Visualizing Confidence Intervals with Simulations

  • Simulation scenario: 200 samples of size ( n = 50 ) with true proportion ( p = 0.7 ).

  • Results interpretation:

    • Red intervals do not include 0.7, green intervals do include.

    • Approximately 5% (10 intervals) do not contain true parameter value.

What a Confidence Interval Is NOT

  • Clarification: CI does not indicate probability of a parameter being inside the interval.

  • Explanation: The true parameter is a fixed value, interpretation mistakes to avoid.

  • Common error: Interpreting CI as “there is a 95% probability that the true proportion lies within the interval.”

Calculating Confidence Intervals

  • Formula for confidence intervals:
    [ \text{Confidence Interval} = \text{point estimate} \pm \text{margin of error} ]

  • Required calculations:

    • Identify the point estimate.

    • Calculate the margin of error.

Confidence Intervals and Sampling Distributions

  • Relationship: Confidence intervals stem from sampling distributions.

  • Condition for normality: Shape is approximately normal if ( np(1-p) > 10 ) and sample size is ( < 0.05N ).

  • Mean of the sampling distribution: ( \mu_{\hat{p}} = p )

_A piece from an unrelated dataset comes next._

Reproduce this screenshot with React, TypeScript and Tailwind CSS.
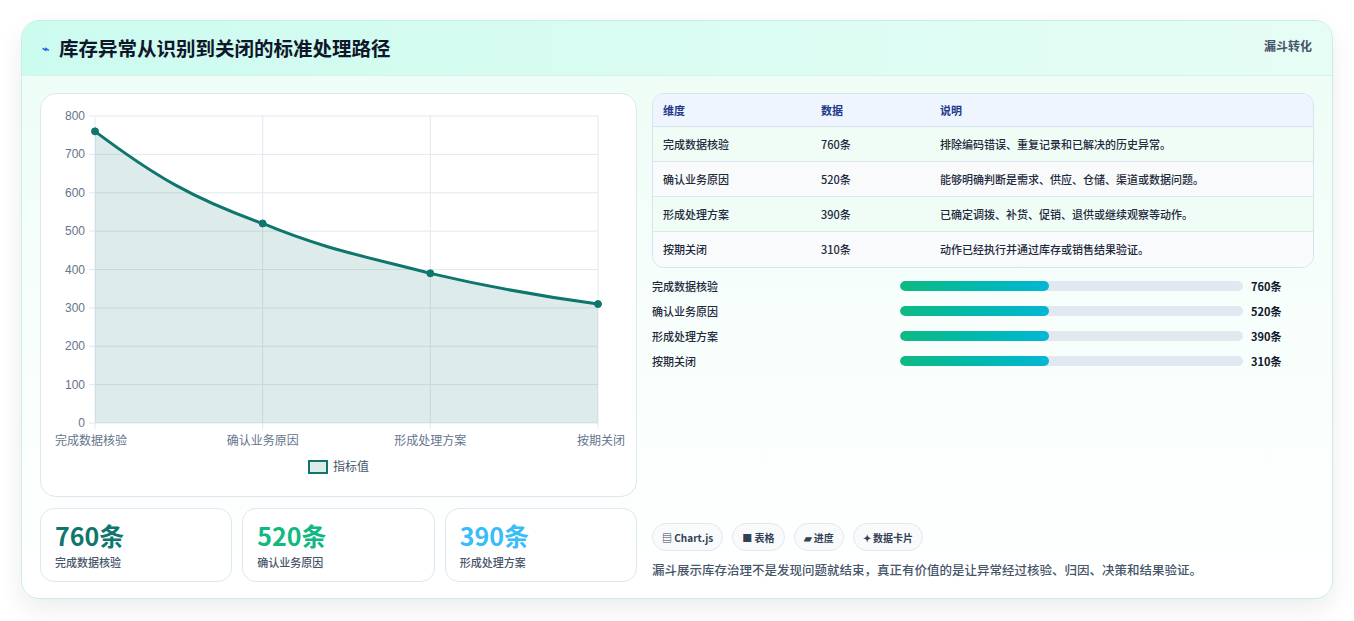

  • Standard deviation of the sampling distribution: ( \sigma_{\hat{p}} = \sqrt{\frac{p(1-p)}{n}} )

The Margin of Error

  • Revisit point estimate for ( p ).

  • Importance of quantifying observations within set ranges and learning relevant statistics.

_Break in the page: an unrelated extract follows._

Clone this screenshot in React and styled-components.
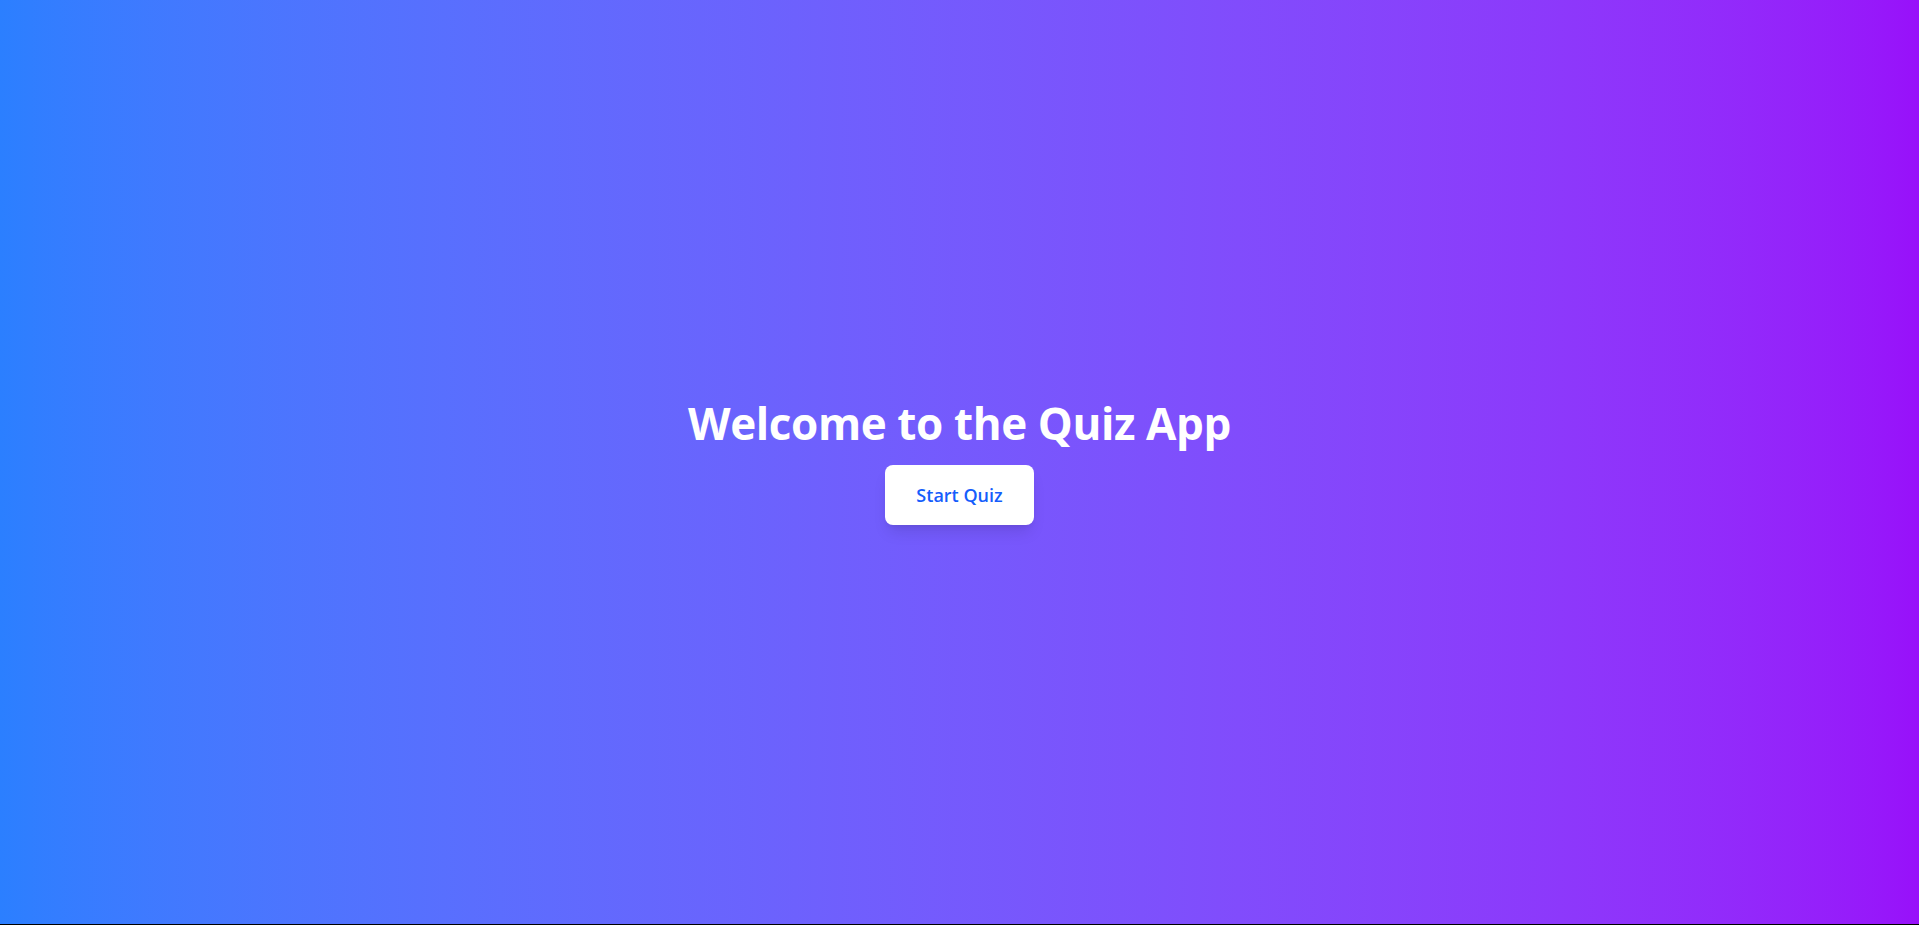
import React from 'react';
import styled, { createGlobalStyle } from 'styled-components';

const GlobalStyle = createGlobalStyle`
  html, body {
    margin: 0;
    padding: 0;
    background: #000;
  }
  body {
    font-family: "Open Sans", "Noto Sans", "Liberation Sans", sans-serif;
  }
`;

const Screen = styled.div`
  height: 924px;
  width: 100%;
  display: flex;
  flex-direction: column;
  align-items: center;
  justify-content: center;
  background: linear-gradient(to right in oklab, #2b7fff, #9810fa);
`;

const Title = styled.h1`
  margin: 0 0 18px;
  font-size: 44px;
  line-height: 48px;
  font-weight: 700;
  color: #fff;
  letter-spacing: -0.4px;
`;

const StartButton = styled.button`
  height: 60px;
  padding: 0 31px;
  border: none;
  border-radius: 8px;
  background: #fff;
  color: #155dfc;
  font-family: inherit;
  font-size: 18px;
  font-weight: 600;
  cursor: pointer;
  box-shadow: 0 10px 15px -3px rgba(0, 0, 0, 0.1), 0 4px 6px -4px rgba(0, 0, 0, 0.1);
`;

export default function App() {
  return (
    <>
      <GlobalStyle />
      <Screen>
        <Title>Welcome to the Quiz App</Title>
        <StartButton>Start Quiz</StartButton>
      </Screen>
    </>
  );
}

Visualizing the Margin of Error with the Empirical Rule

  • Basic relationship: margin of error equals 1.96 times the standard error.

  • Confidence Interval formulation: [ \hat{p} \pm 1.96 \times \sigma_{\hat{p}} ]

Critical Values

  • Margin of error determined by:

    • Data spread (standard error).

    • Confidence level.

  • Definition of critical value: Indicates standard deviations from the parameter for the CI to encompass the parameter.

  • Critical value formula: For a ( (1 - \alpha) \times 100\% ) confidence interval for ( \hat{p} ) – specific critical value derived.

Common Critical Values

  • Lists available on standard normal distribution tables.

  • Utilization of StatCrunch’s normal calculator for critical values.

  • Probability expression: ( P(a < X < b) = \text{Confidence Level} )

Practical Application: Calculating a CI

  • Step verification required:

    • Check for normality: ( n(1-\hat{p}) > 10 )

    • Independence of observations: ( n < 0.05N )

  • Formula reiteration: ( \hat{p} \pm \,\text{margin of error} )

  • Utilize ( \hat{p} ) in calculations instead of other representations.

Detailed Confidence Interval Calculation

  • Full formula for the confidence interval:
    [ \hat{p} = \hat{p} - z\alpha/2 \times \sqrt{\frac{\hat{p}(1-\hat{p})}{n}} ] [ \hat{p} = \hat{p} + z\alpha/2 \times \sqrt{\frac{\hat{p}(1-\hat{p})}{n}} ]

CI for p Using StatCrunch

  • Steps for using StatCrunch:

    • Input raw data into a designated column.

    • Navigate: Stat > Proportion Stats > One Sample > With Data.

    • Choose relevant column and define outcome.

    • Access confidence interval feature, entering desired confidence level.

    • Select compute option.

Example Application
  • Case Study: 800 driving-age teenagers sampled; 272 regularly text while driving.

  • Tasks:

    • Compute a 95% confidence interval manually and using StatCrunch.

    • Context interpretation related to the original study problem.

Adjusting the Margin of Error

  • Analysis of how alterations affect the margin of error (ME):

    • Increased confidence level results in an increased margin of error and wider CI.

    • Increased sample size results in decreased margin of error and narrower CI.

Estimating Sample Size n

  • Formula for determining sample size needed to achieve a desired confidence level and margin of error: [ n = \left( \frac{z_\alpha/2 \cdot \sqrt{p(1-p)}}{E} \right)^2 ]

    • If no prior estimates available, default ( p = 0.5 ).

    • Always round up to the next whole number.

Calculating n with StatCrunch

  • Steps in StatCrunch for estimating n:

    • Navigate to: Stat > Proportion Stats > One Sample > Power/Sample Size.

    • Select “Confidence Interval Width.”

    • Provide target proportion (past estimate or 0.5).

    • Enter margin of error (noting both sides must be included for width).

    • Leave sample size cell empty before computing.

Example Scenario
  • Challenge presented: Estimate true proportion of carpooling drivers within 2 percentage points at a 90% confidence level.

    • Estimate n using 10% prior estimate and no prior estimate.

    • Manual and StatCrunch computations.

Practice Questions

  • Determine the critical value for an 82% CI.

  • Analyze 95% confidence interval result: (0.16, 0.26). Find ( \hat{p} ) and ME.

  • Investigate implications of 99% confidence interval for voter support: (0.49, 0.57).

  • Estimate the expected number of intervals containing p if 500 different samples are utilized to compute 90% CIs.